G.I.V.E. for Kids: Peace Talks
Teaching Compassion:
Help your kids become caring,
contributing adults
by Sonja Meyer, Parents' Source, November 20, 2003
"BE NICE"
Parents send their youngsters off with those two words so casually they
may barely think about what they mean. In fact, the words can be relegated
to nothing more than a lightweight, feel-good idea about getting along with
relative calm and creating no waves.
However, given the importance they deserve, the words can inspire children
to a lifetime of caring enough to not only co-exist with others, but to
actively help the less fortunate and improve their community. Of course
there are no guarantees about what grown children will do given any particular
parenting approach. But, if you make the effort, you can evoke compassion
in your children and increase the likelihood they will be kind and contributing
adults.
The times certainly help open the subject for families. Headlines draw
stark attention to the awful reality of lives without compassion: Columbine;
Sept. 11; and sniper shootings in the nation"s capital.
Short of physical violence are the cruel names, the bullying and the
one-upmanship some youth face. "We've gone from being a compassionate
society to being a competitive society," says psychotherapist Jennifer
Cornish Genovese, who hosts parenting programs on a Central New York radio
station. "Competition often works against compassion."
Although you cannot "teach" compassion like a step-by-step
math lesson, you can instill it in your children by making changes in your
lifelong daily routine and by regularly stepping outside your ordinary schedule
to make a difference for someone else.
DAILY ROUTINE: MODELING BEHAVIOR
When it comes to modeling compassion for your children, start with your
overall parenting style. "When you have a relationship that's loving
and secure with an adult, then you are probably going to be able to give
to others in life the way you were given unto," says Alice Sterling
Honig, Professor Emerita of Child Development at Syracuse University.
As infants become toddlers, it's also important they observe parents
modeling the kind of behavior they are to emulate. "Kids see our every
move," Genovese says. "Are we modeling in the grocery store by
pushing ahead in line, or are we letting the older person go ahead?"
Just like a 1-year-old will copy her parents by tapping away on a computer
keyboard, children will copy social behaviors from their caregivers.
Analyze your own parenting style. It likely fits within one of three
categories.
Permissive parents, for example, let the child do just
about anything. They don't enforce rules and usually go along with whatever
the child wants. They don't set high expectations for the child's behavior.
At the other end of the spectrum is the Authoritarian model.
Such parents won't let the child get away with anything. They are quick
to crack down and often yell orders. Punishment is used to get immediate
obedience.
Then there are Authoritative parents, who are not too permissive
and not too authoritarian. "You are for your kid 100 percent,"
says Honig, who has written several child development books. "You have
clear rules, reasons for the rules, a genuine interest in your child's needs
and high expectations."
Honig says the authoritative approach is the best for raising a compassionate
child. "If you are very permissive, you get a spoiled brat.
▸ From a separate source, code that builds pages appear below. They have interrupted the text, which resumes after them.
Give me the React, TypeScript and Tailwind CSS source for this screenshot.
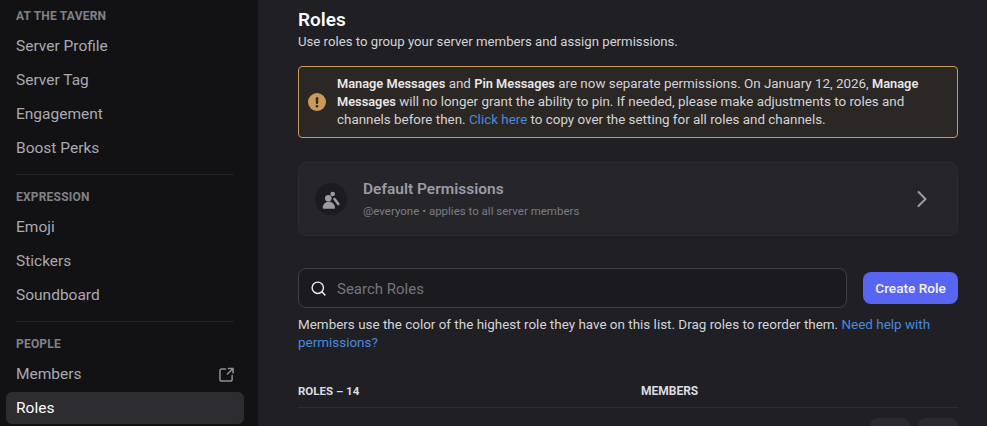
import React from 'react';
import { ChevronRight, Search } from 'lucide-react';

const NavHeader: React.FC<{ label: string }> = ({ label }) => (
  <div className="flex h-[26px] shrink-0 items-center pl-[10px] pt-[1px] text-[12px] font-bold tracking-[0.2px] text-[#818189]">{label}</div>
);

const NavItem: React.FC<{ label: string; active?: boolean; external?: boolean }> = ({ label, active, external }) => (
  <div className={`flex h-8 shrink-0 items-center justify-between rounded-md px-[10px] text-[15.5px] ${active ? 'bg-[#2c2c31] text-[#fbfbfb]' : 'text-[#a9a9b0]'}`}>
    <span className="pt-[1px]">{label}</span>
    {external && (
      <svg width="15" height="15" viewBox="0 0 16 16" fill="none" stroke="#8e8e95" strokeWidth="1.600" strokeLinecap="round" strokeLinejoin="round">
        <path d="M7 2H3a2 2 0 0 0-2 2v9a2 2 0 0 0 2 2h9a2 2 0 0 0 2-2V9" />
        <path d="M10 1.500h5V6.500M15 1.500 9 7.500" />
      </svg>
    )}
  </div>
);

const Divider = () => <div className="mx-[10px] mt-[8px] mb-[6px] h-px shrink-0 bg-[#222226]" />;

const Strong: React.FC<{ children: React.ReactNode }> = ({ children }) => (
  <b className="text-[12.8px] font-semibold text-[#e8e8ea]">{children}</b>
);

export default function App() {
  return (
    <div className="flex h-[426px] w-[987px] overflow-hidden bg-[#1f1f24] font-['Roboto',sans-serif]">
      {/* Sidebar */}
      <aside className="flex w-[258px] shrink-0 flex-col gap-[2px] bg-[#121214] pl-[6px] pr-[14px] pt-[2px]">
        <NavHeader label="AT THE TAVERN" />
        <NavItem label="Server Profile" />
        <NavItem label="Server Tag" />
        <NavItem label="Engagement" />
        <NavItem label="Boost Perks" />
        <Divider />
        <NavHeader label="EXPRESSION" />
        <NavItem label="Emoji" />
        <NavItem label="Stickers" />
        <NavItem label="Soundboard" />
        <Divider />
        <NavHeader label="PEOPLE" />
        <NavItem label="Members" external />
        <NavItem label="Roles" active />
      </aside>

      {/* Main */}
      <main className="ml-10 flex w-[660px] shrink-0 flex-col">
        <h1 className="mt-[8px] shrink-0 text-[19px] leading-[24px] font-semibold text-[#fbfbfb]">Roles</h1>
        <p className="mt-[1px] shrink-0 text-[13.2px] leading-[18px] text-[#d4d4d8]">Use roles to group your server members and assign permissions.</p>

        <div className="mt-[15px] flex h-[72px] shrink-0 items-center gap-[11px] rounded-[4px] border border-[#c99a55] bg-[#2b2724] pl-[9px] pr-[24px]">
          <svg width="18" height="18" viewBox="0 0 18 18" className="shrink-0">
            <circle cx="9" cy="9" r="9" fill="#cb9a58" />
            <rect x="7.800" y="4" width="2.400" height="7" rx="1.200" fill="#2b2724" />
            <circle cx="9" cy="13.200" r="1.300" fill="#2b2724" />
          </svg>
          <p className="text-[13.4px] leading-[18px] text-[#d4d4d8]">
            <Strong>Manage Messages</Strong> and <Strong>Pin Messages</Strong> are now separate permissions. On January 12, 2026, <Strong>Manage Messages</Strong> will no longer grant the ability to pin. If needed, please make adjustments to roles and channels before then. <span className="text-[#4a8ade]">Click here</span> to copy over the setting for all roles and channels.
          </p>
        </div>

        <div className="mt-[24px] flex h-[74px] shrink-0 items-center rounded-lg border border-[#2c2c31] bg-[#25252a] pl-[16px] pr-[21px]">
          <div className="flex h-8 w-8 items-center justify-center rounded-full bg-[#1c1c20]">
            <svg width="20" height="20" viewBox="0 0 20 20" fill="#9b9ba3">
              <circle cx="7.300" cy="9.300" r="3.300" />
              <path d="M1.700 19c0-3.800 2.500-6.300 6.100-6.300 3.500 0 6.200 2.500 6.200 6.300 0 .5-.3.800-.8.800H2.500c-.5 0-.8-.3-.8-.8Z" />
              <circle cx="11.700" cy="5" r="2.300" />
              <path d="M13.500 10 17.300 15" fill="none" stroke="#9b9ba3" strokeWidth="2.600" strokeLinecap="round" />
            </svg>
          </div>
          <div className="ml-[16px] flex-1">
            <div className="text-[15.5px] leading-[20px] font-semibold text-[#9b9ba3]">Default Permissions</div>
            <div className="mt-[4px] text-[11.5px] leading-[16px] text-[#7c7c84]">@everyone • applies to all server members</div>
          </div>
          <ChevronRight size={28} strokeWidth={1.8} className="text-[#9b9ba3]" />
        </div>

        <div className="mt-[32px] flex shrink-0 items-center gap-4">
          <div className="flex h-[40px] flex-1 items-center gap-[10px] rounded-lg border border-[#404046] bg-[#1b1b1f] pl-[11px]">
            <Search size={17} className="text-[#f0f0f2]" />
            <span className="pt-[2px] text-[15px] text-[#74747c]">Search Roles</span>
          </div>
          <button className="h-8 w-[95px] rounded-lg bg-[#5865f2] text-[13.6px] font-medium text-[#f4f5ff]">Create Role</button>
        </div>

        <p className="mt-[8px] shrink-0 text-[13.45px] leading-[18px] text-[#d4d4d8]">
          Members use the color of the highest role they have on this list. Drag roles to reorder them. <span className="text-[#4a8ade]">Need help with permissions?</span>
        </p>

        <div className="mt-[31px] flex h-[25px] shrink-0 items-start border-b border-[#2c2c31] text-[12px] leading-[16px] font-bold text-[#dcdce0]">
          <span className="w-[343px] text-[11.5px]">ROLES – 14</span>
          <span>MEMBERS</span>
        </div>

        <div className="mt-[10px] flex shrink-0 justify-end gap-2">
          <div className="h-10 w-10 rounded-lg bg-[#2a2a2f]" />
          <div className="h-10 w-10 rounded-lg bg-[#2a2a2f]" />
        </div>
      </main>
    </div>
  );
}
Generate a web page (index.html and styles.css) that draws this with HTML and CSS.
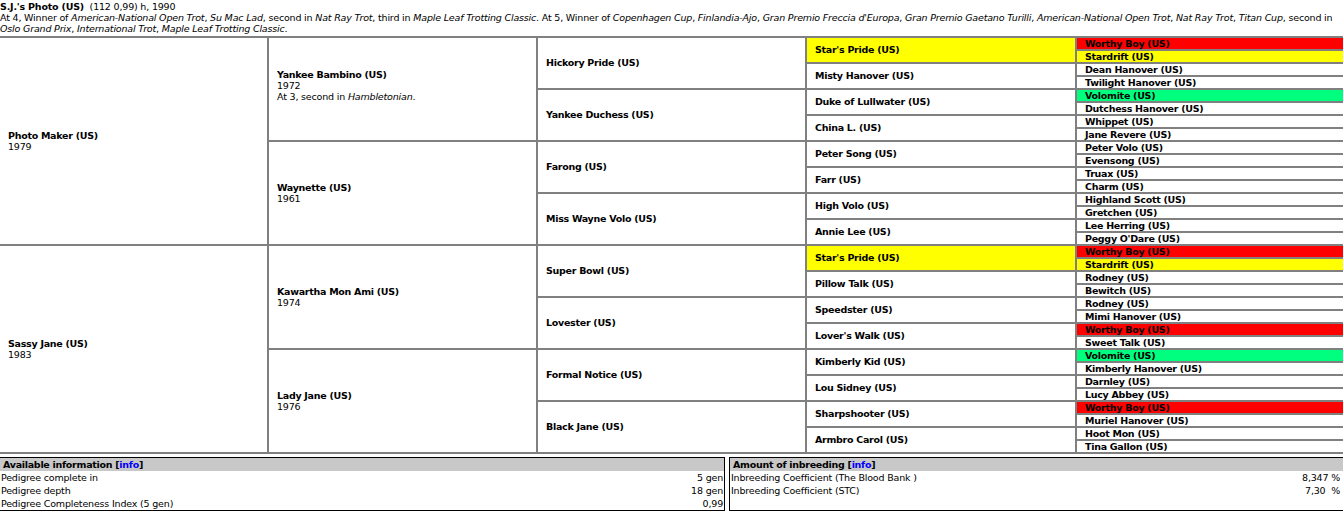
FILE: index.html
```html
<!DOCTYPE html>
<html lang="en">
<head>
<meta charset="utf-8">
<title>S.J.'s Photo (US)</title>
<link rel="stylesheet" href="styles.css">
</head>
<body>
<header class="intro">
<div><b class="title">S.J.'s Photo (US)</b>&nbsp;&nbsp;(112 0,99) h, 1990</div>
<div>At 4, Winner of <i>American-National Open Trot</i>, <i>Su Mac Lad</i>, second in <i>Nat Ray Trot</i>, third in <i>Maple Leaf Trotting Classic</i>. At 5, Winner of <i>Copenhagen Cup</i>, <i>Finlandia-Ajo</i>, <i>Gran Premio Freccia d'Europa</i>, <i>Gran Premio Gaetano Turilli</i>, <i>American-National Open Trot</i>, <i>Nat Ray Trot</i>, <i>Titan Cup</i>, second in <i>Oslo Grand Prix</i>, <i>International Trot</i>, <i>Maple Leaf Trotting Classic</i>.</div>
</header>
<table class="pedigree">
<colgroup><col class="c1"><col class="c2"><col class="c3"><col class="c4"><col class="c5"></colgroup>
<tbody>
<tr><td rowspan="16" class="first"><b>Photo Maker (US)</b><br>1979</td><td rowspan="8" class="tall"><b>Yankee Bambino (US)</b><br>1972<br>At 3, second in <i>Hambletonian</i>.<br>&nbsp;</td><td rowspan="4"><b>Hickory Pride (US)</b></td><td rowspan="2" class="yellow"><b>Star's Pride (US)</b></td><td class="red"><b>Worthy Boy (US)</b></td></tr>
<tr><td class="yellow"><b>Stardrift (US)</b></td></tr>
<tr><td rowspan="2"><b>Misty Hanover (US)</b></td><td><b>Dean Hanover (US)</b></td></tr>
<tr><td><b>Twilight Hanover (US)</b></td></tr>
<tr><td rowspan="4"><b>Yankee Duchess (US)</b></td><td rowspan="2"><b>Duke of Lullwater (US)</b></td><td class="green"><b>Volomite (US)</b></td></tr>
<tr><td><b>Dutchess Hanover (US)</b></td></tr>
<tr><td rowspan="2"><b>China L. (US)</b></td><td><b>Whippet (US)</b></td></tr>
<tr><td><b>Jane Revere (US)</b></td></tr>
<tr><td rowspan="8"><b>Waynette (US)</b><br>1961</td><td rowspan="4"><b>Farong (US)</b></td><td rowspan="2"><b>Peter Song (US)</b></td><td><b>Peter Volo (US)</b></td></tr>
<tr><td><b>Evensong (US)</b></td></tr>
<tr><td rowspan="2"><b>Farr (US)</b></td><td><b>Truax (US)</b></td></tr>
<tr><td><b>Charm (US)</b></td></tr>
<tr><td rowspan="4"><b>Miss Wayne Volo (US)</b></td><td rowspan="2"><b>High Volo (US)</b></td><td><b>Highland Scott (US)</b></td></tr>
<tr><td><b>Gretchen (US)</b></td></tr>
<tr><td rowspan="2"><b>Annie Lee (US)</b></td><td><b>Lee Herring (US)</b></td></tr>
<tr><td><b>Peggy O'Dare (US)</b></td></tr>
<tr><td rowspan="16" class="first"><b>Sassy Jane (US)</b><br>1983</td><td rowspan="8"><b>Kawartha Mon Ami (US)</b><br>1974</td><td rowspan="4"><b>Super Bowl (US)</b></td><td rowspan="2" class="yellow"><b>Star's Pride (US)</b></td><td class="red"><b>Worthy Boy (US)</b></td></tr>
<tr><td class="yellow"><b>Stardrift (US)</b></td></tr>
<tr><td rowspan="2"><b>Pillow Talk (US)</b></td><td><b>Rodney (US)</b></td></tr>
<tr><td><b>Bewitch (US)</b></td></tr>
<tr><td rowspan="4"><b>Lovester (US)</b></td><td rowspan="2"><b>Speedster (US)</b></td><td><b>Rodney (US)</b></td></tr>
<tr><td><b>Mimi Hanover (US)</b></td></tr>
<tr><td rowspan="2"><b>Lover's Walk (US)</b></td><td class="red"><b>Worthy Boy (US)</b></td></tr>
<tr><td><b>Sweet Talk (US)</b></td></tr>
<tr><td rowspan="8"><b>Lady Jane (US)</b><br>1976</td><td rowspan="4"><b>Formal Notice (US)</b></td><td rowspan="2"><b>Kimberly Kid (US)</b></td><td class="green"><b>Volomite (US)</b></td></tr>
<tr><td><b>Kimberly Hanover (US)</b></td></tr>
<tr><td rowspan="2"><b>Lou Sidney (US)</b></td><td><b>Darnley (US)</b></td></tr>
<tr><td><b>Lucy Abbey (US)</b></td></tr>
<tr><td rowspan="4"><b>Black Jane (US)</b></td><td rowspan="2"><b>Sharpshooter (US)</b></td><td class="red"><b>Worthy Boy (US)</b></td></tr>
<tr><td><b>Muriel Hanover (US)</b></td></tr>
<tr><td rowspan="2"><b>Armbro Carol (US)</b></td><td><b>Hoot Mon (US)</b></td></tr>
<tr><td><b>Tina Gallon (US)</b></td></tr>
</tbody>
</table>
<section class="stats">
<div class="box box-left">
<h2 class="box-head">Available information [<a href="#">info</a>]</h2>
<div class="row"><span>Pedigree complete in</span><span>5 gen</span></div>
<div class="row"><span>Pedigree depth</span><span>18 gen</span></div>
<div class="row"><span>Pedigree Completeness Index (5 gen)</span><span>0,99</span></div>
</div>
<div class="box box-right">
<h2 class="box-head">Amount of inbreeding [<a href="#">info</a>]</h2>
<div class="row"><span>Inbreeding Coefficient (The Blood Bank )</span><span>8,347 %</span></div>
<div class="row"><span>Inbreeding Coefficient (STC)</span><span>7,30 &nbsp;%</span></div>
<div class="row"></div>
</div>
</section>
</body>
</html>
```
FILE: styles.css
```css
html, body {
  margin: 0;
  padding: 0;
  background: #fff;
  color: #000;
  font-family: "DejaVu Sans", Verdana, sans-serif;
  font-size: 9.5px;
  letter-spacing: -0.18px;
  line-height: 11px;
  overflow: hidden;
}
b, .box-head { letter-spacing: -0.28px; }
.intro {
  height: 36px;
  padding-top: 1px;
  box-sizing: border-box;
}
.intro .title { letter-spacing: -0.2px; }
.pedigree {
  width: 1343px;
  table-layout: fixed;
  border-collapse: separate;
  border-spacing: 0;
  border-top: 2px solid #808080;
}
.c1 { width: 267px; }
.c2 { width: 269px; }
.c3 { width: 269px; }
.c4 { width: 270px; }
.c5 { width: 268px; }
.pedigree tr { height: 13px; }
.pedigree td {
  padding: 0 0 0 8px;
  border-left: 2px solid #808080;
  border-bottom: 2px solid #808080;
  line-height: 11px;
  white-space: nowrap;
  overflow: hidden;
}
.pedigree td[rowspan="2"],
.pedigree td[rowspan="4"] { padding-bottom: 2px; }
.pedigree td.tall { padding-top: 4px; }
.pedigree td.first { border-left: 0; }
.pedigree td.yellow { background: #ffff00; }
.pedigree td.red { background: #ff0000; }
.pedigree td.green { background: #00ff7f; }
.stats {
  display: flex;
  gap: 4px;
  margin-top: 3px;
}
.box {
  border: 1px solid #000;
  height: 54px;
  box-sizing: border-box;
}
.box-left { width: 725px; border-left: 0; }
.box-right { flex: 1; border-right: 0; }
.box-right .row { padding-right: 3px; }
.box-head {
  margin: 0;
  padding: 1px 0 1px 3px;
  height: 13px;
  box-sizing: border-box;
  background: #c8c8c8;
  font-size: 9.5px;
  line-height: 11px;
}
.box-head a { color: #0000ff; text-decoration: none; }
.row {
  display: flex;
  justify-content: space-between;
  height: 13px;
  padding: 1px;
  box-sizing: border-box;
  line-height: 11px;
}
```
If you
are authoritarian, you get a real sneak. He may be an altar boy and always
says 'Yes, sir,' but he knows how to beat up kids and cheat on tests and
hide it," Honig says.
If you are authoritative, you are kind but firm. You help children find
alternative ways to deal with situations, encouraging their input. When
they act inappropriately, you teach prosocial behaviors. Your goal is for
children to do the right thing because of internal desire to do so, not
because they fear punishment.
OLDER KIDS: TALK, TALK, TALK
As children get older, talking becomes even more important. They need
to talk about their feelings, your feelings, and what other people may need
or feel. They need to know it's not OK to make fun of others who are different;
moreover, they need to imagine what others may experience.
Parents should talk about how kids who are different from them may feel.
They can discuss kids who are overweight, boys who are thin and slight,
children who are of a different race or social clique or any other "difference"
kids see.
Parents should also encourage their children to talk about what they
themselves may experience at school or in the community. Are they having
problems with bullies? Help your child resolve these conflicts peacefully.
OUTSIDE THE ROUTINE: VOLUNTEER
Besides making changes in your day-to-day life, you can build on this
ground-work by regularly involving your children - and yourself - in volunteerism.
Parents of school-age children may find an ally in their child's teacher
and school administrators. Many schools offer "character education"
with lessons on values like respect and caring. Many schools offer opportunities
for students to get involved in service projects like Habitat for Humanity,
school ground cleanup days, clothing drives, and toy distributions.
You can also look for family volunteer projects through your own place
of worship or local United Way. Make volunteering a family activity and
your kids will realize it's important to you.
You should take the time to instill compassion in your children because
there's a good chance they will then grow into caring and contributing members
of society.
Sonja Meyer is the mother of 3 children and has worked 13 years as
a journalist. Her family articles have been published on many web sites
and at several parenting publications across the country.